Potiguara vieram do 'Chico' e expulsaram os Cariris

Hoje na Paraíba existem 24 aldeias Potiguara com Pólos de Apoio em três cidades: Baia da Traição, Rio Tinto e Marcação. Os Potiguara têm origem Tupi e vieram das margens do Rio São Francisco. Se instalaram na margem esquerda do Rio Paraíba e expulsaram os índios cariris para o interior apropriando-se das terras. A vida se transformou totalmente. O corre-corre do dia-a-dia das grandes cidades está presente nas aldeias. Mas não só isso. Chegaram também o preconceito, a descriminação, as drogas e o álcool. E como forma de fulga para os problemas, os índios se deixam levar por esses caminhos.

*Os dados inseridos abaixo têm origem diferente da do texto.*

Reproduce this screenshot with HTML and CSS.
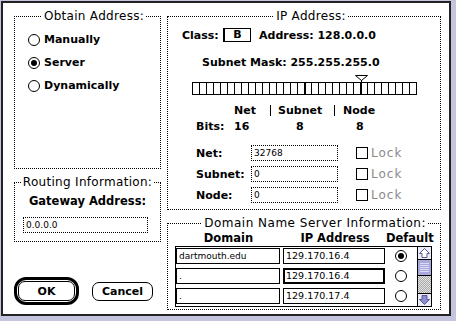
FILE: index.html
```html
<!DOCTYPE html>
<html lang="en">

<head>
    <meta charset="UTF-8">
    <title>MacTCP</title>
    <link rel="stylesheet" href="styles.css">
</head>

<body>
    <div class="dialog">
        <!-- left column -->
        <div class="col">
            <fieldset class="group obtain">
                <legend>Obtain Address:</legend>
                <div class="radio-row"><span class="radio"></span>Manually</div>
                <div class="radio-row"><span class="radio on"></span>Server</div>
                <div class="radio-row"><span class="radio"></span>Dynamically</div>
            </fieldset>

            <fieldset class="group routing">
                <legend>Routing Information:</legend>
                <div class="gw-label">Gateway Address:</div>
                <div class="field gw-field">0.0.0.0</div>
            </fieldset>

            <div class="buttons">
                <div class="btn-ring"><div class="btn ok">OK</div></div>
                <div class="btn cancel">Cancel</div>
            </div>
        </div>

        <!-- right column -->
        <div class="col">
            <fieldset class="group ip">
                <legend>IP Address:</legend>
                <div class="row class-row">
                    <span class="class-label">Class:</span>
                    <span class="class-box">B</span>
                    <span class="addr">Address: 128.0.0.0</span>
                </div>
                <div class="row mask-row">Subnet Mask: 255.255.255.0</div>

                <svg class="bitbar" width="227" height="20" viewBox="0 0 227 20">
                    <path d="M163.5 0.5 H175.5 L169.5 5.5 Z" fill="#fff" stroke="#000" />
                    <path d="M169.5 5 V7" stroke="#000" />
                    <rect x="0.5" y="7.5" width="224" height="12" fill="#fff" stroke="#000" />
                    <g stroke="#000">
                        <path d="M7.5 8V19M14.5 8V19M21.5 8V19M28.5 8V19M35.5 8V19M42.5 8V19M49.5 8V19M56.5 8V19M63.5 8V19M70.5 8V19M77.5 8V19M84.5 8V19M91.5 8V19M98.5 8V19M105.5 8V19" />
                        <path d="M119.5 8V19M126.5 8V19M133.5 8V19M140.5 8V19M147.5 8V19M154.5 8V19M161.5 8V19" />
                        <path d="M175.5 8V19M182.5 8V19M189.5 8V19M196.5 8V19M203.5 8V19M210.5 8V19M217.5 8V19" />
                    </g>
                    <rect x="112" y="8" width="2" height="11" fill="#000" />
                    <rect x="168" y="8" width="2" height="11" fill="#000" />
                </svg>

                <div class="row parts-row">
                    <span class="p-net">Net</span><span class="p-sep"></span><span class="p-subnet">Subnet</span><span class="p-sep"></span><span>Node</span>
                </div>
                <div class="row bits-row">
                    <span class="b-label">Bits:</span><span class="b-net">16</span><span class="b-sub">8</span><span>8</span>
                </div>

                <div class="field-rows">
                    <div class="row entry">
                        <span class="e-label">Net:</span>
                        <span class="field e-field">32768</span>
                        <span class="check"></span>
                        <span class="lock">Lock</span>
                    </div>
                    <div class="row entry">
                        <span class="e-label">Subnet:</span>
                        <span class="field e-field">0</span>
                        <span class="check"></span>
                        <span class="lock">Lock</span>
                    </div>
                    <div class="row entry">
                        <span class="e-label">Node:</span>
                        <span class="field e-field">0</span>
                        <span class="check"></span>
                        <span class="lock">Lock</span>
                    </div>
                </div>
            </fieldset>

            <fieldset class="group dns">
                <legend>Domain Name Server Information:</legend>
                <div class="dns-head">
                    <span>Domain</span>
                    <span></span>
                    <span>IP Address</span>
                    <span>Default</span>
                </div>
                <div class="dns-table">
                    <div class="dns-rows">
                        <div class="dns-row">
                            <span class="cell">dartmouth.edu</span>
                            <span class="cell ipcell">129.170.16.4</span>
                            <span class="radio on"></span>
                        </div>
                        <div class="dns-row">
                            <span class="cell">.</span>
                            <span class="cell ipcell focus">129.170.16.4</span>
                            <span class="radio"></span>
                        </div>
                        <div class="dns-row">
                            <span class="cell">.</span>
                            <span class="cell ipcell">129.170.17.4</span>
                            <span class="radio"></span>
                        </div>
                    </div>
                    <svg class="scroll" width="13" height="59" viewBox="0 0 13 59">
                        <defs>
                            <pattern id="dither" width="2" height="2" patternUnits="userSpaceOnUse">
                                <rect width="2" height="2" fill="#e4e4e4" />
                                <rect width="1" height="1" fill="#a8a8a8" />
                                <rect x="1" y="1" width="1" height="1" fill="#a8a8a8" />
                            </pattern>
                        </defs>
                        <rect x="0" y="0" width="13" height="12" fill="#ececf6" />
                        <path d="M6.5 1.5 L11.5 6.5 H9 V10.5 H4 V6.5 H1.5 Z" fill="#fff" stroke="#5a5a96" />
                        <path d="M0 12.5 H13" stroke="#000" />
                        <rect x="0" y="13" width="13" height="15" fill="#a9a9dc" />
                        <path d="M2 16.5 H11 M2 18.5 H11 M2 20.5 H11 M2 22.5 H11 M2 24.5 H11" stroke="#dcdcf4" />
                        <path d="M0 28.5 H13" stroke="#000" />
                        <rect x="0" y="29" width="13" height="17" fill="url(#dither)" />
                        <path d="M0 46.5 H13" stroke="#000" />
                        <rect x="0" y="47" width="13" height="12" fill="#ececf6" />
                        <path d="M6.5 57.5 L11.5 52.5 H9 V48.5 H4 V52.5 H1.5 Z" fill="#8c8cd0" stroke="#5a5a96" />
                    </svg>
                </div>
            </fieldset>
        </div>
    </div>
</body>

</html>
```

FILE: styles.css
```css
* {
    margin: 0;
    padding: 0;
    box-sizing: border-box;
}

body {
    background: #c4c4de;
    font-family: "DejaVu Sans", sans-serif;
    font-size: 11px;
    font-weight: bold;
    color: #000;
}

/* window */
.dialog {
    width: 450px;
    height: 315px;
    margin: 1px 0 0 1px;
    border: 2px solid #222;
    background: #fff;
    display: grid;
    grid-template-columns: 147px 274px;
    column-gap: 6px;
    align-items: start;
    padding: 6px 0 0 11px;
}

.col {
    display: flex;
    flex-direction: column;
}

/* group boxes */
.group {
    border: 1px dotted #000;
    min-width: 0;
}

.group legend {
    font-size: 12px;
    font-weight: normal;
    line-height: 14px;
    letter-spacing: 0.3px;
    padding: 0 2px;
    margin: 0 auto;
}

.obtain {
    height: 160px;
    padding: 5px 0 0 13px;
}

.radio-row {
    display: flex;
    align-items: center;
    gap: 4px;
    height: 23px;
}

.radio {
    width: 12px;
    height: 12px;
    border: 1px solid #000;
    border-radius: 50%;
    background: #fff;
    display: flex;
    align-items: center;
    justify-content: center;
}

.radio.on::after {
    content: "";
    width: 6px;
    height: 6px;
    border-radius: 50%;
    background: #000;
}

.routing {
    height: 67px;
    margin-top: 6px;
    padding: 0;
}

.gw-label {
    margin-top: 5px;
    line-height: 14px;
    text-align: center;
    font-size: 11.5px;
}

.field {
    border: 1px dotted #000;
    height: 16px;
    font-size: 9px;
    font-weight: normal;
    line-height: 14px;
    padding-left: 2px;
    background: #fff;
}

.gw-field {
    width: 125px;
    margin: 9px 0 0 8px;
}

/* buttons */
.buttons {
    display: flex;
    align-items: center;
    margin-top: 35px;
}

.btn-ring {
    border: 3px solid #000;
    border-radius: 12px;
    padding: 1px;
}

.btn {
    border: 1px solid #000;
    border-radius: 7px;
    height: 20px;
    display: flex;
    align-items: center;
    justify-content: center;
    background: #fff;
}

.ok {
    width: 57px;
}

.cancel {
    width: 61px;
    height: 19px;
    margin-left: 13px;
}

/* IP address */
.ip {
    height: 201px;
    padding: 5px 0 0 14px;
}

.row {
    display: flex;
    align-items: center;
    height: 14px;
}

.class-label {
    width: 41px;
}

.class-box {
    width: 28px;
    height: 14px;
    border: 1px solid #000;
    border-left-width: 2px;
    text-align: center;
    line-height: 12px;
}

.addr {
    margin-left: 8px;
}

.mask-row {
    margin-top: 13px;
    padding-left: 20px;
}

.bitbar {
    display: block;
    margin: 6px 0 0 10px;
}

.parts-row {
    margin-top: 8px;
    padding-left: 52px;
}

.p-net {
    width: 36px;
}

.p-sep {
    width: 1px;
    height: 11px;
    background: #000;
    margin-right: 7px;
}

.p-subnet {
    width: 56px;
}

.p-subnet + .p-sep {
    margin-right: 8px;
}

.bits-row {
    margin-top: 2px;
    padding-left: 14px;
}

.b-label {
    width: 38px;
}

.b-net {
    width: 62px;
}

.b-sub {
    width: 60px;
}

.field-rows {
    display: flex;
    flex-direction: column;
    gap: 5px;
    margin-top: 12px;
    padding-left: 14px;
}

.entry {
    height: 16px;
}

.e-label {
    width: 55px;
}

.e-field {
    width: 87px;
}

.check {
    width: 12px;
    height: 12px;
    border: 1px solid #000;
    margin-left: 18px;
}

.lock {
    margin-left: 3px;
    font-size: 12px;
    font-weight: normal;
    letter-spacing: 1px;
    color: #8a8a8a;
}

/* DNS */
.dns {
    height: 94px;
    margin-top: 6px;
    padding: 1px 0 0 7px;
}

.dns legend {
    letter-spacing: 0.5px;
    margin: 0 12px 0 auto;
}

.dns-head {
    display: grid;
    grid-template-columns: 105px 3px 102px 32px;
    height: 14px;
    line-height: 14px;
    padding-left: 1px;
    font-size: 11.5px;
    text-align: center;
}

.dns-table {
    display: flex;
    width: 257px;
    height: 61px;
    margin-top: 1px;
    border: 1px solid #000;
}

.dns-rows {
    flex: 1;
    display: flex;
    flex-direction: column;
    gap: 4px;
    padding-top: 1px;
}

.dns-row {
    display: grid;
    grid-template-columns: 104px 102px 1fr;
    column-gap: 3px;
    align-items: center;
    height: 16px;
}

.cell {
    border: 1px solid #000;
    height: 16px;
    font-size: 9px;
    font-weight: normal;
    line-height: 14px;
    padding-left: 2px;
}

.ipcell {
    font-size: 9.5px;
}

.cell.focus {
    border-width: 2px;
    line-height: 12px;
    padding-left: 1px;
}

.dns-row .radio {
    justify-self: center;
    margin-right: 4px;
}

.scroll {
    display: block;
    border-left: 1px solid #000;
    width: 14px;
}
```
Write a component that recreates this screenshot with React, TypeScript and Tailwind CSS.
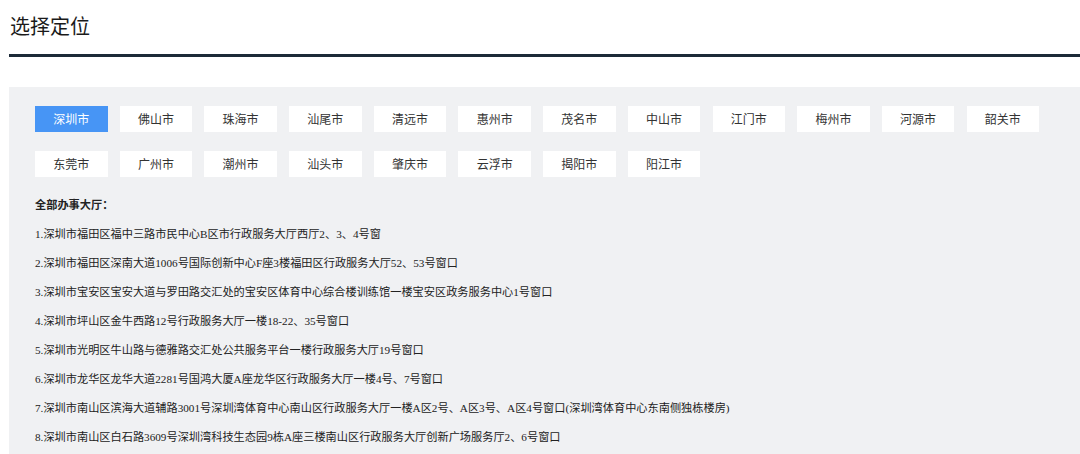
import React from "react";

const cities1 = ["深圳市", "佛山市", "珠海市", "汕尾市", "清远市", "惠州市", "茂名市", "中山市", "江门市", "梅州市", "河源市", "韶关市"];
const cities2 = ["东莞市", "广州市", "潮州市", "汕头市", "肇庆市", "云浮市", "揭阳市", "阳江市"];

const halls = [
  "1.深圳市福田区福中三路市民中心B区市行政服务大厅西厅2、3、4号窗",
  "2.深圳市福田区深南大道1006号国际创新中心F座3楼福田区行政服务大厅52、53号窗口",
  "3.深圳市宝安区宝安大道与罗田路交汇处的宝安区体育中心综合楼训练馆一楼宝安区政务服务中心1号窗口",
  "4.深圳市坪山区金牛西路12号行政服务大厅一楼18-22、35号窗口",
  "5.深圳市光明区牛山路与德雅路交汇处公共服务平台一楼行政服务大厅19号窗口",
  "6.深圳市龙华区龙华大道2281号国鸿大厦A座龙华区行政服务大厅一楼4号、7号窗口",
  "7.深圳市南山区滨海大道辅路3001号深圳湾体育中心南山区行政服务大厅一楼A区2号、A区3号、A区4号窗口(深圳湾体育中心东南侧独栋楼房)",
  "8.深圳市南山区白石路3609号深圳湾科技生态园9栋A座三楼南山区行政服务大厅创新广场服务厅2、6号窗口",
];

function CityButton({ name, active }: { name: string; active?: boolean }) {
  return (
    <div
      className={
        "w-[72.5px] h-[26px] flex items-center justify-center text-[12px] " +
        (active ? "bg-[#4795f5] text-white" : "bg-white text-[#333]")
      }
    >
      {name}
    </div>
  );
}

export default function App() {
  return (
    <div
      className="w-[1080px] h-[454px] bg-white overflow-hidden"
      style={{ fontFamily: '"Noto Sans CJK SC", "Noto Sans", sans-serif' }}
    >
      <div className="h-[54px] pl-[10px] pt-[16px]">
        <div className="text-[20px] leading-[22px] text-[#1a1a1a]" style={{ fontFamily: '"Liberation Serif", "Noto Sans CJK SC", serif' }}>
          选择定位
        </div>
      </div>
      <div className="ml-[9px] h-[3px] bg-[#1c2a38]" />
      <div className="h-[30px]" />
      <div className="ml-[9px] h-[367px] bg-[#f0f1f3] pl-[26px] pt-[19px]">
        <div className="flex flex-col gap-y-[19px]">
          <div className="flex gap-x-[12.2px]">
            {cities1.map((c, i) => (
              <CityButton key={c} name={c} active={i === 0} />
            ))}
          </div>
          <div className="flex gap-x-[12.2px]">
            {cities2.map((c) => (
              <CityButton key={c} name={c} />
            ))}
          </div>
        </div>
        <div
          className="mt-[14px] text-[11.2px] leading-[29px] text-[#222]"
          style={{ fontFamily: '"Liberation Serif", "Noto Sans CJK SC", serif' }}
        >
          <div className="font-bold">全部办事大厅：</div>
          {halls.map((h) => (
            <div key={h} className="whitespace-nowrap">{h}</div>
          ))}
        </div>
      </div>
    </div>
  );
}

Para Maria de Lourdes a solução está em um acompanhamento preventivo por parte dos profissionais. O conhecimento das etnias também é fator primordial para o bom desenvolvimento do trabalho, pois ajuda a entender com mais subjetividade as necessidades do povo indígena. "Não ficar nos consultórios, e conduzir o índio as suas origens e ancestralidades é fundamental" para um melhor resultado, afirma a psicóloga.
Tema de seminário

Sendo conhecedor desse trabalho o Conselho Regional de Psicologia CRP-13 indicou o nome da psicóloga Maria de Lourdes para representar os Potiguara, em Brasília, no seminário sobre as etnias indígenas que contribuíram na formação do povo brasileiro. O seminário aconteceu durante os dias 05 a 07 de novembro, teve como tema "A Subjetividade e os Povos Indígenas" e foi realizado com a pretensão de resgatar costumes, tradições, crenças, lendas e mitos que se perderam ao longo do tempo.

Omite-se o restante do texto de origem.